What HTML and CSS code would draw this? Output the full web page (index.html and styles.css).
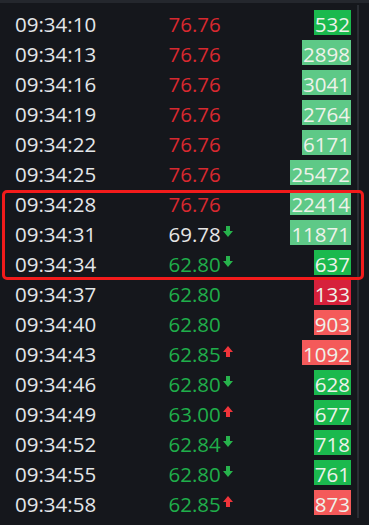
FILE: index.html
```html
<!DOCTYPE html>
<html>
<head>
<meta charset="utf-8">
<link rel="stylesheet" href="styles.css">
</head>
<body>
<div class="panel">
  <div class="rows">
    <div class="row"><span class="time">09:34:10</span><span class="price red">76.76</span><span class="vol"><span class="badge g1">532</span></span></div>
    <div class="row"><span class="time">09:34:13</span><span class="price red">76.76</span><span class="vol"><span class="badge g2">2898</span></span></div>
    <div class="row"><span class="time">09:34:16</span><span class="price red">76.76</span><span class="vol"><span class="badge g2">3041</span></span></div>
    <div class="row"><span class="time">09:34:19</span><span class="price red">76.76</span><span class="vol"><span class="badge g2">2764</span></span></div>
    <div class="row"><span class="time">09:34:22</span><span class="price red">76.76</span><span class="vol"><span class="badge g2">6171</span></span></div>
    <div class="row"><span class="time">09:34:25</span><span class="price red">76.76</span><span class="vol"><span class="badge g2">25472</span></span></div>
    <div class="highlight">
      <div class="row"><span class="time">09:34:28</span><span class="price red">76.76</span><span class="vol"><span class="badge g2">22414</span></span></div>
      <div class="row"><span class="time">09:34:31</span><span class="price white">69.78<svg class="arrow" width="10" height="11" viewBox="0 0 10 11"><path d="M3 0H7V5H10L5 11L0 5H3Z" fill="#27b34c"/></svg></span><span class="vol"><span class="badge g2">11871</span></span></div>
      <div class="row"><span class="time">09:34:34</span><span class="price green">62.80<svg class="arrow" width="10" height="11" viewBox="0 0 10 11"><path d="M3 0H7V5H10L5 11L0 5H3Z" fill="#27b34c"/></svg></span><span class="vol"><span class="badge g1">637</span></span></div>
    </div>
    <div class="row"><span class="time">09:34:37</span><span class="price green">62.80</span><span class="vol"><span class="badge r1">133</span></span></div>
    <div class="row"><span class="time">09:34:40</span><span class="price green">62.80</span><span class="vol"><span class="badge r2">903</span></span></div>
    <div class="row"><span class="time">09:34:43</span><span class="price green">62.85<svg class="arrow" width="10" height="11" viewBox="0 0 10 11"><path d="M3 11H7V6H10L5 0L0 6H3Z" fill="#f0343a"/></svg></span><span class="vol"><span class="badge r2">1092</span></span></div>
    <div class="row"><span class="time">09:34:46</span><span class="price green">62.80<svg class="arrow" width="10" height="11" viewBox="0 0 10 11"><path d="M3 0H7V5H10L5 11L0 5H3Z" fill="#27b34c"/></svg></span><span class="vol"><span class="badge g1">628</span></span></div>
    <div class="row"><span class="time">09:34:49</span><span class="price green">63.00<svg class="arrow" width="10" height="11" viewBox="0 0 10 11"><path d="M3 11H7V6H10L5 0L0 6H3Z" fill="#f0343a"/></svg></span><span class="vol"><span class="badge g1">677</span></span></div>
    <div class="row"><span class="time">09:34:52</span><span class="price green">62.84<svg class="arrow" width="10" height="11" viewBox="0 0 10 11"><path d="M3 0H7V5H10L5 11L0 5H3Z" fill="#27b34c"/></svg></span><span class="vol"><span class="badge g1">718</span></span></div>
    <div class="row"><span class="time">09:34:55</span><span class="price green">62.80<svg class="arrow" width="10" height="11" viewBox="0 0 10 11"><path d="M3 0H7V5H10L5 11L0 5H3Z" fill="#27b34c"/></svg></span><span class="vol"><span class="badge g1">761</span></span></div>
    <div class="row"><span class="time">09:34:58</span><span class="price green">62.85<svg class="arrow" width="10" height="11" viewBox="0 0 10 11"><path d="M3 11H7V6H10L5 0L0 6H3Z" fill="#f0343a"/></svg></span><span class="vol"><span class="badge r2">873</span></span></div>
  </div>
  <div class="track"></div>
</div>
</body>
</html>
```
FILE: styles.css
```css
html, body {
  margin: 0;
  padding: 0;
  background: #15171c;
}
body {
  width: 369px;
  height: 525px;
  overflow: hidden;
  font-family: "Open Sans", "Noto Sans", sans-serif;
}
.panel {
  display: flex;
  border-top: 3px solid #24272d;
  padding-top: 6px;
  height: 516px;
  box-sizing: border-box;
}
.rows {
  width: 336px;
  padding-left: 15px;
  flex: none;
}
.row {
  display: grid;
  grid-template-columns: 153.5px 1fr auto;
  align-items: start;
  height: 30px;
  line-height: 30px;
  font-size: 20.5px;
}
.time {
  color: #e4e7ea;
}
.price.red { color: #d8282f; }
.price.green { color: #1fae4a; }
.price.white { color: #e6e6e6; }
.arrow {
  margin-left: 2px;
  vertical-align: 5px;
}
.vol {
  text-align: right;
}
.badge {
  display: inline-block;
  box-sizing: border-box;
  height: 25px;
  padding: 4px 1px 0;
  line-height: 21px;
  color: #eef2ea;
}
.g1 { background: #1bb94e; }
.g2 { background: #5ec987; }
.r1 { background: #d6213b; }
.r2 { background: #f45a5a; }
.highlight {
  position: relative;
}
.highlight::after {
  content: "";
  position: absolute;
  left: -13px;
  right: -13px;
  top: 1px;
  bottom: -1px;
  border: 3px solid #f21b1b;
  border-radius: 5px;
  pointer-events: none;
}
.track {
  width: 2px;
  margin-left: 6px;
  margin-top: -4px;
  margin-bottom: -2px;
  background: #2a2d33;
}
```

Problem to work on: Tally the lines of the preceding listing in which the word "index" appears; state nothing but the total.

Solved exercise: 2